Talk 2: Ali Mousivand (Eumetsat),“Lunar and vicarious calibrations: PICS, BRDF characterisation, DCC and more at EUMETSAT”

• Eumetsat Micmics monitoring and calibration tool of Eumetsat (in prototype) described – provides operational use of PICS as references, PICS as a transfer from a reference sensor, DCC, and the moon. For a range of sensors primarily targeting operational sensors at present but not limited to.
• Both PICS methods focus on six priority sites, and utilise a 4 parameter BRDF model and RTM based on 6S with custom aerosol model but scaled (US standard atmosphere) atmospheric parameters derived from ECMWF and AOT from CAMS. 
• Methods achieve around 2-3% Reference sensor is VIIRS (N20) – primary sources of uncertainty are surface BRDF model and polarization, atmospheric parametrisation, cloud masking and site homogeneity and target instrument spectral response function knowlege. BRDF parameters the most important uncertainty. 
• DCC method uses DCC as a reference target to transfer cal from reference sensor VIIRS – 11-13LST data used takes rolling average of upto 30 days exact criteria for what is enough still subject of research. Spectal band adjustment factors from NASA to adjust between reference and target instrument. 
• Moon uses either of two models GSICS ROLO (GIRO) or LESSR and only used to monitor trends due to absolute uncertainty of models- Main error sources are Over sampling factor and pixel solid angle (which can vary as a function of pixel) and observation. 
• Results show that methods (particularly PICS illustrated) when used over a long period to remove seasonality effects due to BRDF residuals etc can be <0.5% in relative terms and for some spectral bands better than this. Results show a very consistent bias between S3 OLCI A and B for example 
• Important to note that different methods are better for different things and sensors and a strategy to optimally combine methods is still work in progress. 
• MICMICS and Vicarious cal methods on it shown to be highly valuable for FCI following on-board cal facility failure. 
  

• Asked about uncertainty for DCC 1% assessed (relative to the reference sensor) 
• Can TRUTHS do angular over DCC to assess BRDF? Probably only needed to confirm Lambertian nature which should be the case. DCC only to be observed 11:00 to 13:00 and can only provide high reflectance values (easy to saturate pixels) 
• How to identify DCCs can we use Oxygen A band in absence of TIR channel? Suggested to also make use of Geo satellites. 
• Ali Noted how FCI difficulties highlight the value of Missions like TRUTHS and also in particular the value to missions without on-board capabilities like commercial satellites. 
• It was noted that the RTM code and its parameterisation in MICMICS is out of date and could benefit from more bespoke solutions for higher accuracy. 
• Question raised that the value of sites like RadCalNet were limited due to the relatively large variation of BRDF as a function of time – It was noted that this was primarily for the standard RadCalNet product which only gives Nadir values however, time corrected BRDF corrections are available but only from the site owners and so such sites are highly valuable for higher resolution sensors as change from a nominal TRUTHS calibration at a point in time can be extended by the local instrumentation to greater than 10 minute windows. 
• Facilties like Micmics would benefit from a TRUTHS reference calibration and also from BRDF calibrations of the PICS. 

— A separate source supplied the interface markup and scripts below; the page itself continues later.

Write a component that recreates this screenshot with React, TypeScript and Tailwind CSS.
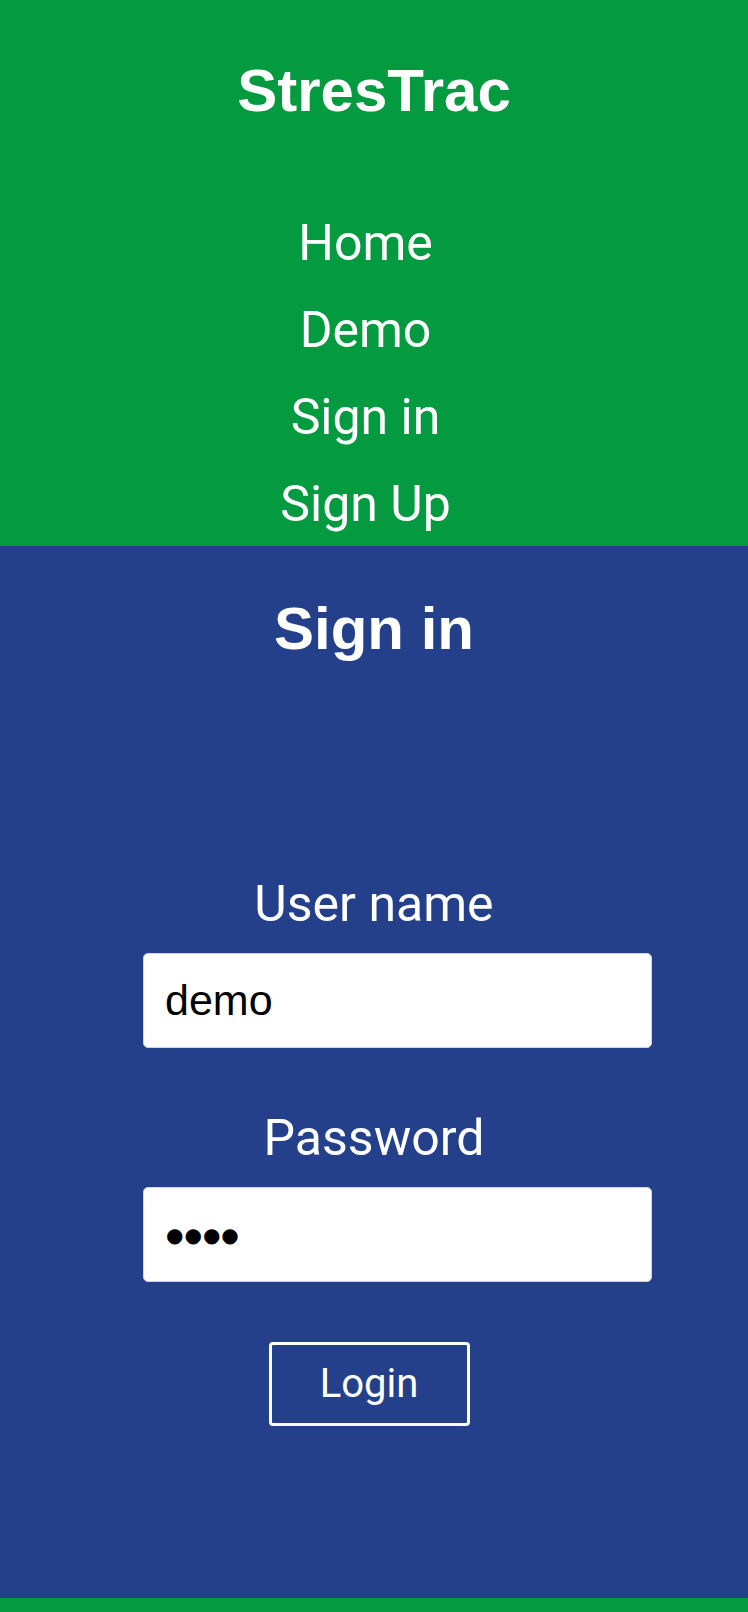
import React from "react";

export default function App() {
  return (
    <div className="w-[748px] min-h-[1612px] bg-[#24408a] overflow-hidden">
      <header className="h-[546px] bg-[#049b40] flex flex-col items-center overflow-hidden">
        <h1 className="mt-[61px] text-[60px] leading-[60px] font-bold text-white font-['Liberation_Sans',Arial,sans-serif]">
          StresTrac
        </h1>
        <nav className="mt-[79px] w-full pr-[17px]">
          <ul className="flex flex-col items-center text-white text-[50px] leading-[87px] font-['Roboto',sans-serif]">
            <li>Home</li>
            <li>Demo</li>
            <li>Sign in</li>
            <li>Sign Up</li>
          </ul>
        </nav>
      </header>
      <main className="h-[1052px] bg-[#24408a] flex flex-col items-center">
        <h2 className="mt-[53px] text-[60px] leading-[60px] font-bold text-white font-['Liberation_Sans',Arial,sans-serif]">
          Sign in
        </h2>
        <form className="w-full flex flex-col items-center mt-[220px]">
          <label className="text-white text-[50px] leading-[50px] font-['Roboto',sans-serif]">User name</label>
          <input
            readOnly
            value="demo"
            className="mt-[24px] ml-[47px] w-[509px] h-[95px] bg-white rounded-[5px] border border-[#cfd4dc] px-[21px] text-[43px] text-black font-['Liberation_Sans',Arial,sans-serif] outline-none"
          />
          <label className="mt-[65px] text-white text-[50px] leading-[50px] font-['Roboto',sans-serif]">Password</label>
          <input
            readOnly
            value="●●●●"
            className="mt-[24px] ml-[47px] w-[509px] h-[95px] bg-white rounded-[5px] border border-[#cfd4dc] px-[22px] text-[20px] tracking-[1px] text-black font-['DejaVu_Sans',sans-serif] outline-none"
          />
          <button
            type="button"
            className="mt-[60px] mr-[10px] w-[201px] h-[84px] border-[3px] border-white rounded-[4px] text-white text-[40px] leading-none font-['Roboto',sans-serif]"
          >
            Login
          </button>
        </form>
      </main>
      <footer className="h-[60px] bg-[#049b40]" />
    </div>
  );
}
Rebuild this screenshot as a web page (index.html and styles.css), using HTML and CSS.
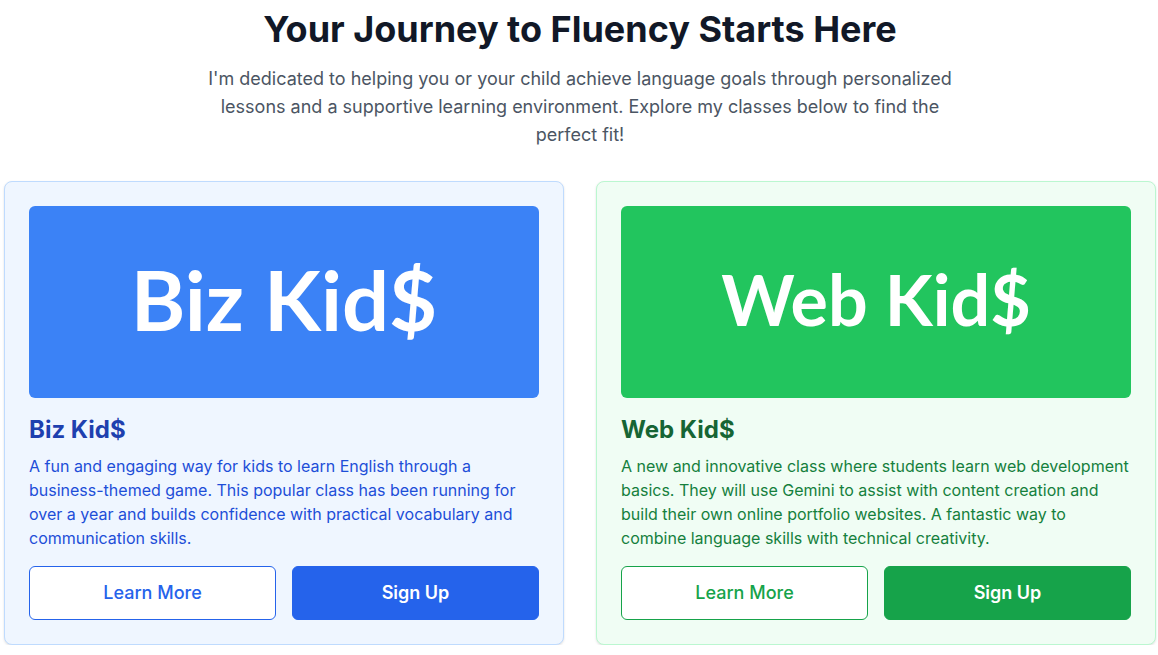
FILE: index.html
```html
<!DOCTYPE html>
<html lang="en">
<head>
<meta charset="utf-8">
<title>Your Journey to Fluency Starts Here</title>
<link rel="stylesheet" href="styles.css">
</head>
<body>
<main class="page">
  <header class="intro">
    <h1 class="intro-title">Your Journey to Fluency Starts Here</h1>
    <p class="intro-text">I'm dedicated to helping you or your child achieve language goals through personalized lessons and a supportive learning environment. Explore my classes below to find the perfect fit!</p>
  </header>
  <section class="cards">
    <article class="card card-blue">
      <div class="banner"><span class="banner-text banner-text-biz">Biz Kid$</span></div>
      <h2 class="card-title">Biz Kid$</h2>
      <p class="card-text">A fun and engaging way for kids to learn English through a business-themed game. This popular class has been running for over a year and builds confidence with practical vocabulary and communication skills.</p>
      <div class="actions">
        <a class="btn btn-outline" href="#">Learn More</a>
        <a class="btn btn-solid" href="#">Sign Up</a>
      </div>
    </article>
    <article class="card card-green">
      <div class="banner"><span class="banner-text banner-text-web">Web Kid$</span></div>
      <h2 class="card-title">Web Kid$</h2>
      <p class="card-text">A new and innovative class where students learn web development basics. They will use Gemini to assist with content creation and build their own online portfolio websites. A fantastic way to combine language skills with technical creativity.</p>
      <div class="actions">
        <a class="btn btn-outline" href="#">Learn More</a>
        <a class="btn btn-solid" href="#">Sign Up</a>
      </div>
    </article>
  </section>
</main>
</body>
</html>
```
FILE: styles.css
```css
* { box-sizing: border-box; }
html, body { margin: 0; padding: 0; background: #ffffff; }
body { font-family: Inter, "Liberation Sans", Arial, sans-serif; color: #111827; }

.page { padding: 9px 2px 0 4px; }

.intro { text-align: center; margin-bottom: 32px; }
.intro-title {
  margin: 0 0 16px;
  font-size: 36px;
  line-height: 40px;
  font-weight: 700;
  color: #111827;
}
.intro-text {
  margin: 0 auto;
  max-width: 768px;
  font-size: 18px;
  line-height: 28px;
  color: #4b5563;
}

.cards {
  display: grid;
  grid-template-columns: 1fr 1fr;
  gap: 32px;
}

.card {
  border: 1px solid;
  border-radius: 8px;
  padding: 24px;
  box-shadow: 0 1px 3px rgba(0,0,0,0.08), 0 1px 2px rgba(0,0,0,0.05);
}
.card-blue { background: #eff6ff; border-color: #bfdbfe; }
.card-green { background: #f0fdf4; border-color: #bbf7d0; }

.banner {
  height: 192px;
  border-radius: 6px;
  display: flex;
  align-items: center;
  justify-content: center;
  padding-bottom: 6px;
}
.card-blue .banner { background: #3b82f6; }
.card-green .banner { background: #22c55e; }

.banner-text {
  font-family: Lato, "Open Sans", sans-serif;
  font-weight: 700;
  line-height: 1;
  color: #ffffff;
  white-space: nowrap;
}
.banner-text-biz { font-size: 83px; }
.banner-text-web { font-size: 70px; }

.card-title {
  margin: 16px 0 8px;
  font-size: 24px;
  line-height: 32px;
  font-weight: 700;
}
.card-blue .card-title { color: #1e40af; }
.card-green .card-title { color: #166534; }

.card-text {
  margin: 0 0 16px;
  font-size: 16px;
  line-height: 24px;
}
.card-blue .card-text { color: #1d4ed8; }
.card-green .card-text { color: #15803d; }

.actions {
  display: grid;
  grid-template-columns: 1fr 1fr;
  gap: 16px;
}
.btn {
  display: block;
  text-align: center;
  text-decoration: none;
  font-size: 18px;
  line-height: 28px;
  padding: 12px 16px;
  border: 1px solid;
  border-radius: 6px;
}
.btn-outline { background: #ffffff; font-weight: 500; }
.btn-solid { color: #ffffff; font-weight: 600; }
.card-blue .btn-outline { border-color: #2563eb; color: #2563eb; }
.card-blue .btn-solid { background: #2563eb; border-color: #2563eb; }
.card-green .btn-outline { border-color: #16a34a; color: #16a34a; }
.card-green .btn-solid { background: #16a34a; border-color: #16a34a; }
```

• Long term vision of TRUTHS as a central support function for CEOS/GSICS calibration infrastructure presented i.e. PICS, RadCalNet, moon, DCC, Rayleigh, Sunglint, Ocean Col Buoys. 
• Sensitivity analysis on choice of spectral characteristics of TRUTHS- bandwidth for S2S calibration for different sensors and scene types – impact on residual uncertainty due to spectral matching - showed 4 nm allows 0.1 uncertainty, Similar for spectral sampling interval (equal to bandwidth is ok) wavelength knowledge of 0.1 nm also resulted in <0.1 uncertainty 
• Wavelength and FWHM can be assessed in orbit via Fraunhofer lines and spectral features of ions in doped glass certainty. 
• Processing chain for comparing sensors viewing same target at nominally same time presented showing impact of spatial, spectral matching and resultant uncertainties for different scene types using S2 as a sensor under test and real observation data. 
• Illustrated uncertainty reporting via a Fiduceo like ‘tree’ 
• Showed for some bands near the absorption features and sharp spectral features e.g. red edge wavelength knowledge can be critical - However note as TRUTHS in matching a spectral response profile of sensor under test wavelength knowledge uncertainty is from sensor under test. But also this is true for the sensor in its use for applications! 
• Critical issue to note is that TRUTHS can only really provide a calibration to a sensor if the spectral response function of the Sensor under test is known or assumed – its knowledge in orbit will limit achievable uncertainties.

• Goal to develop E2E global intercalibration simulator (intercal digital twin) 
• Evaluate S2S on a global scale for all conditions where defined match up criteria are met – latitude band (avoiding high polar regions) only land, time limited to values e.g. <1 minutes. 
• Orbit simulated at 5s resolution and a match up defined as at least 30 km - for each match up BRDF corrected using MODIS data and atmosphere AOT using CAMS. 
• Directional effects (temporal changes to sun angle and view angle matching) found to be most simulating. Simulation with S2 shows that if no limit to VzA can have a 1% bias but if limit to <5 degrees can have no (<0.01%) bias. The latter still having a reasonable number of match ups for realistic conditions e.g. cloud etc for a global scale but less so for individual specific sites. 
• For specific relatively homogenous sites e.g. PICS, RadCalNet for even 15 degree Vza can achieve <0.3 % error without any BRDF correction. With ~20 manouevers per year can have ~30 cloud free match ups for a specific site of <15 degrees. 
  

• It was noted that number of manoeuvres will be limited to avoid impact on a long time base global benchmark 
• Recommendation to sample BRDF where possible for key sites e.g. Libya 4 and also to sample in the principle plane where most of the key info on BRDF can be derived. 
• Sampling BRDF from space provides complementary information to that measured at surface.